Pembetulan maksudnya kira-kira adalah perbaikan, memperbaiki sesuatu yang salah menjadi benar dalam arti yang sebenarnya, tapi kalau pembenaran ?... sepertinya lebih diartikan sebagai membenarkan sesuatu yang salah atau membuat suatu alasan supaya yang salah terlihat benar. Pendapat saya seperti itu, mungkin Anda punya pendapat lain ?
Saya memang bukan ahli bahasa tapi setidaknya kondisi yang saya amati di negri ini, menunjukan gejala bahwa kita lebih cenderung mencari Pembenaran daripada Pembetulan. Kenapa ? karena trend politik kita memang lebih cenderung ke arah sana.

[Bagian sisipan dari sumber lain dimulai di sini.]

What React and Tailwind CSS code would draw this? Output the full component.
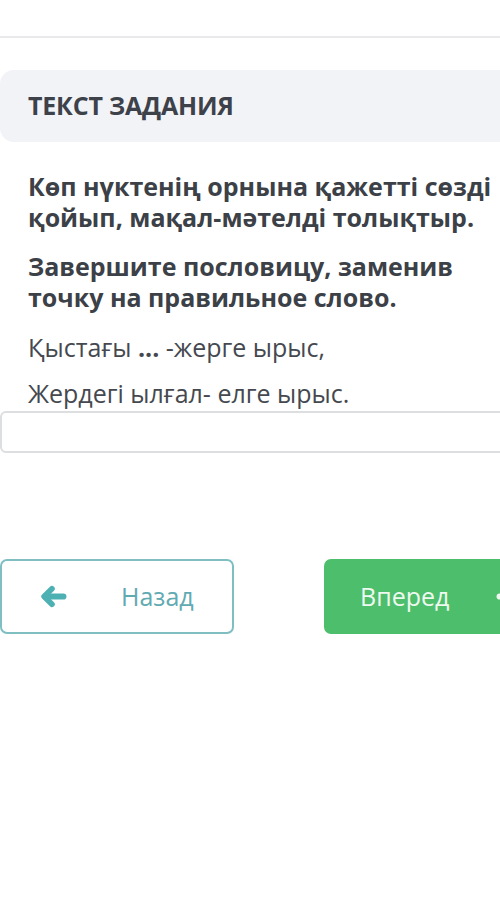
import React from "react";

// Chunky rounded arrows: a thick chevron head joined to a thick shaft
function ArrowLeft({ className }) {
  return (
    <svg viewBox="0 0 26 22" className={className} fill="none" stroke="currentColor" strokeLinecap="round" strokeLinejoin="round">
      <path d="M11.5 3.5 L4 11 L11.5 18.5" strokeWidth="5.5" />
      <path d="M5 11 H22.5" strokeWidth="6" />
    </svg>
  );
}

function ArrowRight({ className }) {
  return (
    <svg viewBox="0 0 26 22" className={className} fill="none" stroke="currentColor" strokeLinecap="round" strokeLinejoin="round">
      <path d="M14.5 3.5 L22 11 L14.5 18.5" strokeWidth="5.5" />
      <path d="M3.5 11 H21" strokeWidth="6" />
    </svg>
  );
}

export default function App() {
  return (
    <div
      className="w-[500px] h-[918px] overflow-hidden bg-white text-[#3c4047]"
      style={{ fontFamily: '"Open Sans", "Noto Sans", sans-serif' }}
    >
      <div className="w-[560px]">
        <div className="h-[38px] border-b-2 border-[#e9e9eb]" />

        <div className="mt-[32px] h-[72px] rounded-l-[14px] bg-[#f2f3f7] flex items-center pl-[28px]">
          <h2 className="text-[25px] font-bold tracking-[-0.2px] text-[#3d4149]">ТЕКСТ ЗАДАНИЯ</h2>
        </div>

        <div className="pl-[28px] pt-[29px] w-[500px]">
          <p className="text-[25px] font-bold leading-[31px] text-[#3c4047]">
            Көп нүктенің орнына қажетті сөзді қойып, мақал-мәтелді толықтыр.
          </p>
          <p className="mt-[18px] text-[25px] font-bold leading-[31px] text-[#3c4047]">
            Завершите пословицу, заменив точку на правильное слово.
          </p>
          <p className="mt-[19px] text-[25px] leading-[31px] text-[#45494f]">
            Қыстағы <span className="font-bold">...</span> -жерге ырыс,
          </p>
          <p className="mt-[15px] text-[25px] leading-[31px] text-[#45494f]">
            Жердегі ылғал- елге ырыс.
          </p>
        </div>

        <div className="mt-[2px] h-[42px] w-[560px] rounded-[6px] border-2 border-[#dcdedf] bg-white" />

        <div className="mt-[106px] flex gap-[90px]">
          <button className="w-[234px] h-[75px] rounded-[7px] border-2 border-[#7fbfc2] bg-white flex items-center pl-[38px] text-[#4db1b3]">
            <ArrowLeft className="w-[27px] h-[23px]" />
            <span className="ml-[54px] text-[25px] text-[#62aab2]">Назад</span>
          </button>
          <button className="w-[234px] h-[75px] rounded-[7px] bg-[#4dbe6b] flex items-center pl-[36px] text-[#eef9f0]">
            <span className="text-[25px]">Вперед</span>
            <ArrowRight className="ml-[47px] w-[27px] h-[23px]" />
          </button>
        </div>
      </div>
    </div>
  );
}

Orang-orang yang cenderung melakukan pembenaran atas sesuatu yang dikerjakannya sebetulnya mengkhianati dirinya sendiri. Misalnya seseorang membuang sampah sembarangan dengan alasan tidak ada tempat sampah. Ini jelas perbuatan yang salah, dalam hatinya orang tersebut mengakui bahwa itu adalah perbuatan salah. Tapi dalam keadaan terdesak dia bisa melakukan pembenaran atau membenarkan sesuatu yang salah. Pembenarannya adalah dia membuang sampah sembarangan karena tidak ada tempat sampah. Hal ini terus diyakinkan dalam hatinya sampai akhirnya dia berhasil membunuh rasa bersalahnya, artinya dia merasa benar dengan perbuatannya. Lalu di lemparkan kemana kesalahannya ? Nah ini dia.... karena merasa benar, maka kesalahannya dilempar ke pemerintah atau ke siapa saja yang tidak menempatkan tempat sampah di daerah itu.
Repot khan....? ini baru masalah kecil, gimana kalau masalah yang lebih besar.
Tapi ada lagi yang melakukan pembenaran secara terencana. Seseorang melakukan kebaikan-kebaikan kecil untuk dijadikan tameng kejahatan-kejahatan yang lebih besar. Misalnya seorang pejabat yang korup memberi bantuan kepada orang-orang atau lembaga-lembaga yang menurutnya membutuhkan. Bantuannya jelas akan jauh lebih kecil daripada uang yang dikorupsinya, tapi dia bisa membuat pembenaran bahwa uang tersebut disalurkan melalui kegiatan yang bersifat bantuan. Publik (yang menerima bantuan) pun akan mati-matian membelanya walaupun mereka tidak akan pernah tahu betapa jauhnya perbedaan antara sumbangan yang diterima dengan uang yang dikorupsinya.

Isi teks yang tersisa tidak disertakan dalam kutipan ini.